= Portuguese European Constitution referendum =

The Portuguese referendum on the Treaty establishing a Constitution for Europe was a planned referendum to be held on October 9, 2005 to decide whether the Portugal should ratify the proposed Constitution of the European Union.

On 12 March 2005, the Prime Minister José Sócrates said that he would seek to have the Constitution of Portugal amended to allow that a referendum be held on October 9, 2005 alongside the municipal elections taking place at that time. The agreement between the two main parties was made on 1 June 2005.

According to the Portuguese Constitution, the result of the referendum is binding if more than of half of registered voters turn out. The text was to have been revised in June 2005 with the express purpose of allowing the referendum to be held on the same day as the municipal elections.

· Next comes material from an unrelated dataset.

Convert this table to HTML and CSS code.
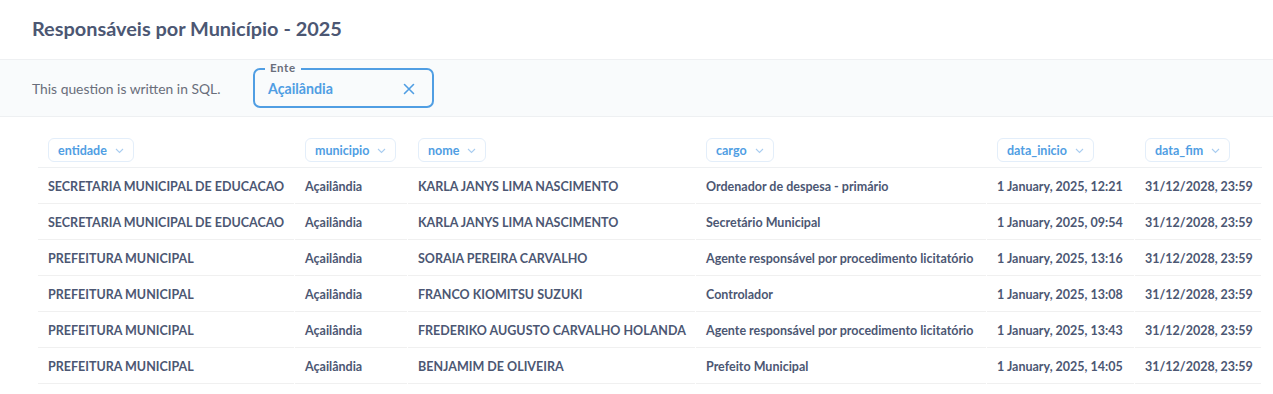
FILE: index.html
```html
<!DOCTYPE html>
<html lang="pt">
<head>
<meta charset="utf-8">
<link rel="stylesheet" href="styles.css">
</head>
<body>
<div class="page">
  <header class="title-bar">
    <h1 class="title">Responsáveis por Município - 2025</h1>
  </header>
  <div class="filter-bar">
    <span class="sql-note">This question is written in SQL.</span>
    <div class="param">
      <span class="param-label">Ente</span>
      <span class="param-value">Açailândia</span>
      <svg class="param-clear" width="12" height="12" viewBox="0 0 12 12"><path d="M1.5 1.5 L10.5 10.5 M10.5 1.5 L1.5 10.5" stroke="#509ee3" stroke-width="1.6" stroke-linecap="round" fill="none"/></svg>
    </div>
  </div>
  <div class="table">
    <div class="row head">
      <div class="cell"><span class="pill">entidade<svg class="chev" width="9" height="6" viewBox="0 0 9 6"><path d="M1 1 L4.5 4.5 L8 1" stroke="#a9cdf0" stroke-width="1.1" fill="none"/></svg></span></div>
      <div class="cell"><span class="pill">municipio<svg class="chev" width="9" height="6" viewBox="0 0 9 6"><path d="M1 1 L4.5 4.5 L8 1" stroke="#a9cdf0" stroke-width="1.1" fill="none"/></svg></span></div>
      <div class="cell"><span class="pill">nome<svg class="chev" width="9" height="6" viewBox="0 0 9 6"><path d="M1 1 L4.5 4.5 L8 1" stroke="#a9cdf0" stroke-width="1.1" fill="none"/></svg></span></div>
      <div class="cell"><span class="pill">cargo<svg class="chev" width="9" height="6" viewBox="0 0 9 6"><path d="M1 1 L4.5 4.5 L8 1" stroke="#a9cdf0" stroke-width="1.1" fill="none"/></svg></span></div>
      <div class="cell"><span class="pill">data_inicio<svg class="chev" width="9" height="6" viewBox="0 0 9 6"><path d="M1 1 L4.5 4.5 L8 1" stroke="#a9cdf0" stroke-width="1.1" fill="none"/></svg></span></div>
      <div class="cell"><span class="pill">data_fim<svg class="chev" width="9" height="6" viewBox="0 0 9 6"><path d="M1 1 L4.5 4.5 L8 1" stroke="#a9cdf0" stroke-width="1.1" fill="none"/></svg></span></div>
    </div>
    <div class="row">
      <div class="cell">SECRETARIA MUNICIPAL DE EDUCACAO</div>
      <div class="cell">Açailândia</div>
      <div class="cell">KARLA JANYS LIMA NASCIMENTO</div>
      <div class="cell">Ordenador de despesa - primário</div>
      <div class="cell">1 January, 2025, 12:21</div>
      <div class="cell">31/12/2028, 23:59</div>
    </div>
    <div class="row">
      <div class="cell">SECRETARIA MUNICIPAL DE EDUCACAO</div>
      <div class="cell">Açailândia</div>
      <div class="cell">KARLA JANYS LIMA NASCIMENTO</div>
      <div class="cell">Secretário Municipal</div>
      <div class="cell">1 January, 2025, 09:54</div>
      <div class="cell">31/12/2028, 23:59</div>
    </div>
    <div class="row">
      <div class="cell">PREFEITURA MUNICIPAL</div>
      <div class="cell">Açailândia</div>
      <div class="cell">SORAIA PEREIRA CARVALHO</div>
      <div class="cell">Agente responsável por procedimento licitatório</div>
      <div class="cell">1 January, 2025, 13:16</div>
      <div class="cell">31/12/2028, 23:59</div>
    </div>
    <div class="row">
      <div class="cell">PREFEITURA MUNICIPAL</div>
      <div class="cell">Açailândia</div>
      <div class="cell">FRANCO KIOMITSU SUZUKI</div>
      <div class="cell">Controlador</div>
      <div class="cell">1 January, 2025, 13:08</div>
      <div class="cell">31/12/2028, 23:59</div>
    </div>
    <div class="row">
      <div class="cell">PREFEITURA MUNICIPAL</div>
      <div class="cell">Açailândia</div>
      <div class="cell">FREDERIKO AUGUSTO CARVALHO HOLANDA</div>
      <div class="cell">Agente responsável por procedimento licitatório</div>
      <div class="cell">1 January, 2025, 13:43</div>
      <div class="cell">31/12/2028, 23:59</div>
    </div>
    <div class="row">
      <div class="cell">PREFEITURA MUNICIPAL</div>
      <div class="cell">Açailândia</div>
      <div class="cell">BENJAMIM DE OLIVEIRA</div>
      <div class="cell">Prefeito Municipal</div>
      <div class="cell">1 January, 2025, 14:05</div>
      <div class="cell">31/12/2028, 23:59</div>
    </div>
  </div>
</div>
</body>
</html>
```
FILE: styles.css
```css
* { box-sizing: border-box; }
html, body { margin: 0; padding: 0; background: #fff; }
body { font-family: Lato, "Noto Sans", sans-serif; color: #4c5773; }

.page { width: 1273px; height: 394px; overflow: hidden; }

.title-bar { height: 59px; padding: 16px 32px 0; }
.title { margin: 0; font-size: 19.9px; font-weight: 700; line-height: 24px; color: #4c5773; }

.filter-bar {
  height: 58px;
  background: #f9fbfc;
  border-top: 1px solid #eef0f2;
  border-bottom: 1px solid #eef0f2;
  display: flex;
  align-items: center;
  padding: 0 32px;
}
.sql-note { font-size: 13.85px; color: #696e7b; width: 221px; padding-top: 1px; }
.param {
  position: relative;
  width: 181px;
  height: 40px;
  border: 2px solid #509ee3;
  border-radius: 7px;
  display: flex;
  align-items: center;
  justify-content: space-between;
  padding: 1px 17px 0 13px;
}
.param-label {
  position: absolute;
  top: -9px;
  left: 10px;
  padding: 0 5px;
  background: #f9fbfc;
  font-size: 11.5px;
  font-weight: 700;
  line-height: 14px;
  color: #696e7b;
  letter-spacing: 0.6px;
}
.param-value { font-size: 14.2px; font-weight: 700; color: #509ee3; }
.param-clear { display: block; }

.table { padding: 21px 0 0 38px; }
.row {
  display: grid;
  grid-template-columns: 257px 113px 288px 291px 148px 127px;
  height: 36px;
  align-items: center;
}
.row.head { height: 30px; align-items: start; }
.cell {
  height: 100%;
  display: flex;
  align-items: center;
  padding: 2px 0 0 10px;
  font-size: 12.5px;
  font-weight: 700;
  color: #4c5773;
  white-space: nowrap;
  border-bottom: 1px solid #f0f0f0;
  margin-right: 1px;
}
.row.head .cell { align-items: flex-start; padding-top: 0; border-bottom: 1px solid #eef0f2; margin-right: 0; }
.pill {
  display: inline-flex;
  align-items: center;
  height: 24px;
  padding: 0 9px;
  border: 1px solid #e3eefa;
  border-radius: 6px;
  font-size: 12.5px;
  font-weight: 700;
  color: #509ee3;
  background: #fff;
}
.chev { margin-left: 8px; margin-top: 1px; }
```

This was the second time the Portuguese Constitution has been revised because of the European Constitution, as the original version did not allow referendums on international treaties.

Following the rejection of the European Constitution by voters in France in May 2005 and in the Netherlands in June 2005, and the extension granted to the ratification deadline, José Sócrates announced on 17 June 2005 that the government would postpone the referendum.

== Initial plans and delay ==
The referendum was initially scheduled for April 2005 using the question "Do you agree with the Charter of Fundamental Rights, the rule of qualified majority voting and the new institutional framework of the EU, as defined by the European Constitution?", since Portugal's Constitution does not allow the text of a treaty to be put on a referendum directly.

However, in December 2004, the Constitutional Court of Portugal rejected the proposed question, deeming it unclear. This resulted in the delay to the whole process, as a constitutional amendment would be required before allowing a referendum on the treaty itself.